Monday, April 28, 2014

Did Red Sox Manager Sabotage his own team?

By calling out the 25-year-old Michael Pineda and his obvious use of pine tar last Wednesday night, John Farrell, the Red Sox manager, won the battle against the Yankees. If Thursday’s game was any indication, though, he is losing his grip (no pun intended) on the war. The Red Sox started their own mid-20’s pitcher Felix Doubront, 26, in Thursday’s rubber game of the series and the young pitcher failed to make it out of the third inning. Doubront was largely ineffective in the contest and his team’s five errors didn’t help in the cause. Is it possible that by Farrell calling out Pineda the previous night he really only sabotaged his own ball club?

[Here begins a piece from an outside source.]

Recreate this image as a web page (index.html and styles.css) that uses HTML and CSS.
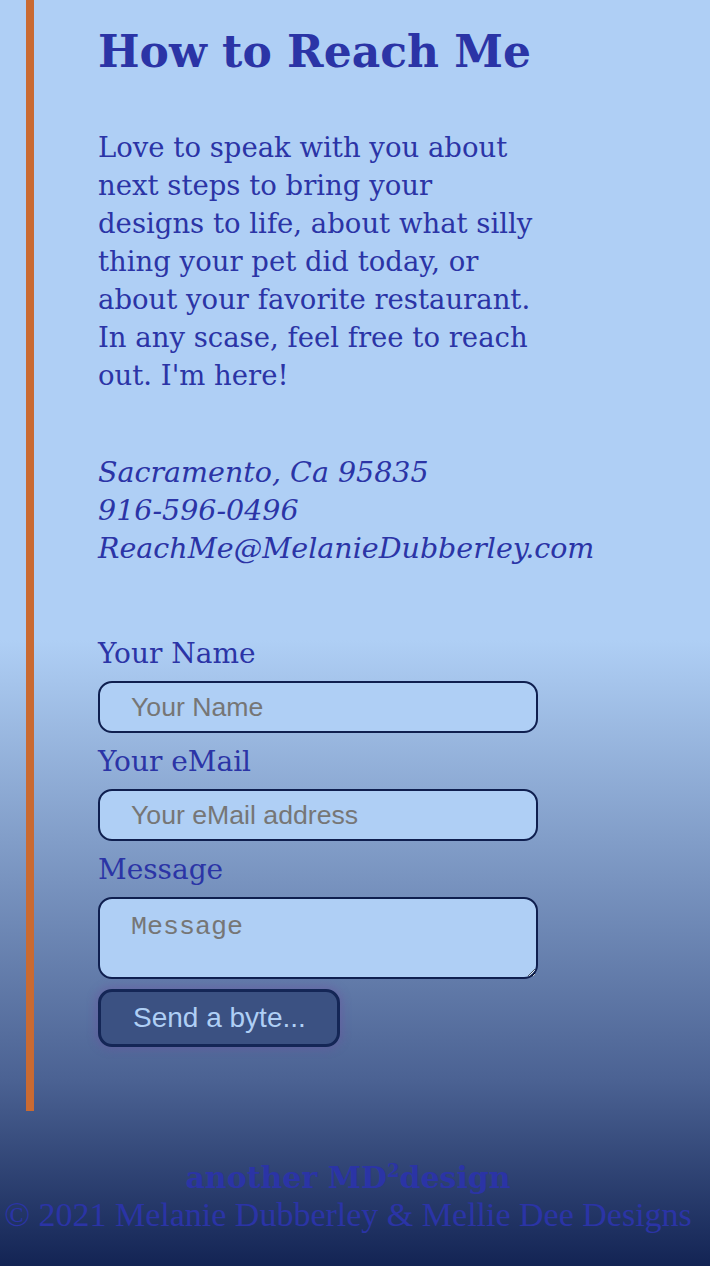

The only thing dumber than Pineda putting pine tar on his neck Wednesday night would have been Doubront or CC Sabathia, the Yankees Thursday starter, to have used pine tar during the game. Sabathia’s outing wasn’t spectacular but it was still very strong, he struck out eight Red Sox hitters in six innings and was certainly much better than Doubront. While this is complete speculation; is it possible that Doubront’s command was minimized by not using pine tar? Of course you can say Sabathia’s command should have been diminished also. While that’s true Sabathia has 14 years of experience, including a Cy Young award, to fall back on if he can’t use pine tar to help his grip. Doubront has five years of mediocre major league experience to fall back on when he is in trouble. Farrell knew who the following day starters would be when he asked the umpires to check on Pineda. He knew he had a young pitcher going up against a possible future Hall-of-Famer who doesn’t rattle easily. Why call attention to pine tar at that moment?

Doubront pitched 2-2/3 innings in his start. While only three of the seven runs he gave up were earned, he clearly didn’t have the control he needed. He walked two batters in the short appearance which by no means is terrible but he also surrendered two wild pitches when he’d only thrown one in his previous four starts combined. The Yankees also got six hits against Doubront in the outing suggesting the pitcher couldn’t hit his spots. One of those hits was a homerun by Mark Teixeira over the Green Monster in left field on a hanging breaking ball. On top of that homerun, of the eight outs he recorded only one came via strikeout.

It all boils down to one thing, Doubront couldn’t command his pitches. The question remains, though, why couldn’t Doubront control his pitches? Every pitcher has a bad game occasionally, there’s no getting around that. But Doubront was coming off a very strong outing against a powerful Baltimore Orioles lineup in which he only gave up two runs in 6-2/3 innings while issuing only two walks. Oftentimes when a pitcher has one strong start they’re able to push it into a second good start and get on a groove. Doubront wasn’t able to do that, though. Granted his defense failed him by making five errors, including one of his own. Five errors or not, though, Doubront still pitched poorly.

After Pineda’s ejection on Wednesday pitchers across the league, both retired and active, said that “everyone” uses some sort of agent to help get a grip on the ball to help their control. On Thursday night the Red Sox starter couldn’t get into the fourth inning. That could; of course, be a coincidence but the pitcher’s lack of command makes a coincidence seem unlikely.

On Wednesday, Farrell opened up a can of worms by having Pineda ejected. It may have helped his team win the game but the season is long and it’s quite possible the ejection will lead to sabotage instead of success.